■ Entries supplied ■

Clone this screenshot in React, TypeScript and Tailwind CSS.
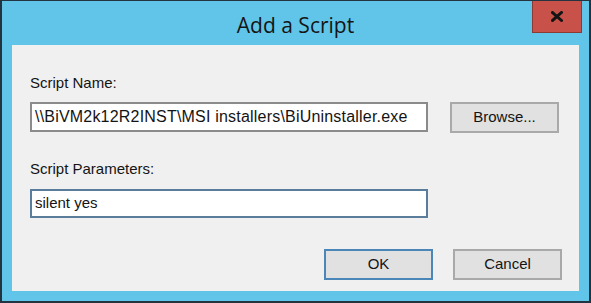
import React from "react";

export default function App() {
  const sans = { fontFamily: '"Liberation Sans", Arial, sans-serif' };
  return (
    <div className="w-[591px] h-[303px] bg-[#60c5e8] border-[#22343f] border-l-2 border-r-2 border-b-2 border-t flex flex-col relative overflow-hidden">
      <div className="h-[44px] shrink-0 flex items-center justify-center relative">
        <span
          className="text-[21px] text-[#151515] leading-none pt-[4px]"
          style={{ fontFamily: '"Open Sans", "Noto Sans", sans-serif' }}
        >
          Add a Script
        </span>
        <div className="absolute right-[7px] top-[-1px] w-[50px] h-[33px] bg-[#c85249] border border-[#8c3b34] flex items-center justify-center">
          <svg width="12" height="11" viewBox="0 0 12 11">
            <path d="M1.5 1.5 L10.5 9.5 M10.5 1.5 L1.5 9.5" stroke="#141414" strokeWidth="3" strokeLinecap="square" />
          </svg>
        </div>
      </div>
      <div
        className="flex-1 mx-[10px] mb-[10px] bg-[#f0f0f0] flex flex-col pl-[18px] pr-[17px] pt-[29px] text-[15px] text-[#141414]"
        style={sans}
      >
        <div className="h-[18px] leading-[18px] mb-[10px]">Script Name:</div>
        <div className="flex gap-[22px] items-start">
          <div className="w-[398px] h-[30px] bg-white border-2 border-[#8b8b8b] flex items-center pl-[3px] whitespace-nowrap overflow-hidden text-[16px] tracking-[0.2px]">
            \\BiVM2k12R2INST\MSI installers\BiUninstaller.exe
          </div>
          <div className="w-[109px] h-[31px] bg-[#e1e1e1] border-2 border-[#a9a9a9] flex items-center justify-center">
            Browse...
          </div>
        </div>
        <div className="h-[18px] leading-[18px] mt-[27px] mb-[11px]">Script Parameters:</div>
        <div className="w-[398px] h-[29px] bg-white border-2 border-[#5a7d9c] flex items-center pl-[3px]">
          silent yes
        </div>
        <div className="flex justify-end gap-[20px] mt-[31px]">
          <div className="w-[109px] h-[31px] bg-[#e1e1e1] border-2 border-[#4a87b8] flex items-center justify-center">
            OK
          </div>
          <div className="w-[109px] h-[31px] bg-[#e1e1e1] border-2 border-[#a9a9a9] flex items-center justify-center">
            Cancel
          </div>
        </div>
      </div>
    </div>
  );
}
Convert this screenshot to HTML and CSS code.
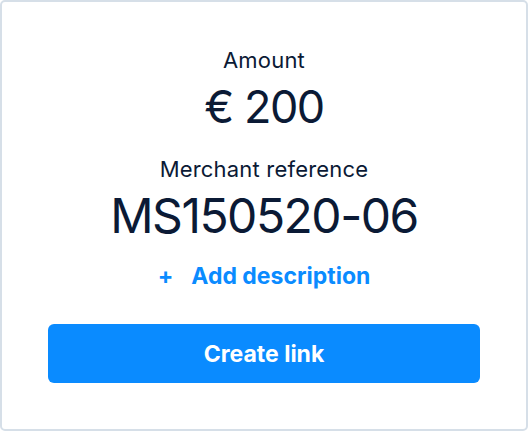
FILE: index.html
```html
<!DOCTYPE html>
<html>
<head>
<meta charset="utf-8">
<link rel="stylesheet" href="styles.css">
</head>
<body>
<div class="card">
  <div class="label">Amount</div>
  <div class="amount">€ 200</div>
  <div class="label ref-label">Merchant reference</div>
  <div class="ref">MS150520-06</div>
  <div class="add"><span class="plus">+</span><span>Add description</span></div>
  <button class="btn">Create link</button>
</div>
</body>
</html>
```
FILE: styles.css
```css
* { box-sizing: border-box; }
html, body { margin: 0; padding: 0; background: #fff; }
body { font-family: Inter, "Noto Sans", sans-serif; color: #0b1a35; }
.card {
  width: 528px;
  height: 431px;
  border: 2px solid #d6dfe8;
  border-radius: 5px;
  padding: 43px 46px 0;
  display: flex;
  flex-direction: column;
  align-items: center;
}
.label { font-size: 22px; line-height: 30px; letter-spacing: 0.2px; }
.amount { font-size: 45px; line-height: 54px; margin-top: 5px; letter-spacing: -1.5px; }
.ref-label { margin-top: 20px; }
.ref { font-size: 48px; line-height: 56px; margin-top: 4px; letter-spacing: -1.5px; }
.add {
  margin-top: 17px;
  color: #0a8bff;
  font-weight: 700;
  font-size: 23px;
  line-height: 30px;
  display: flex;
  gap: 18px;
}
.btn {
  margin-top: 33px;
  width: 432px;
  height: 59px;
  flex-shrink: 0;
  border: none;
  border-radius: 6px;
  background: #0a8bff;
  color: #fff;
  font-family: inherit;
  font-weight: 700;
  font-size: 23px;
  padding: 0;
}
```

■ What you have to do ■
Without any pictures, reproduce the lines from the first one in the material through the line that has "import React from", exactly as they appear.

■ Result of this exercise ■
Clone this screenshot in React, TypeScript and Tailwind CSS.
import React from "react";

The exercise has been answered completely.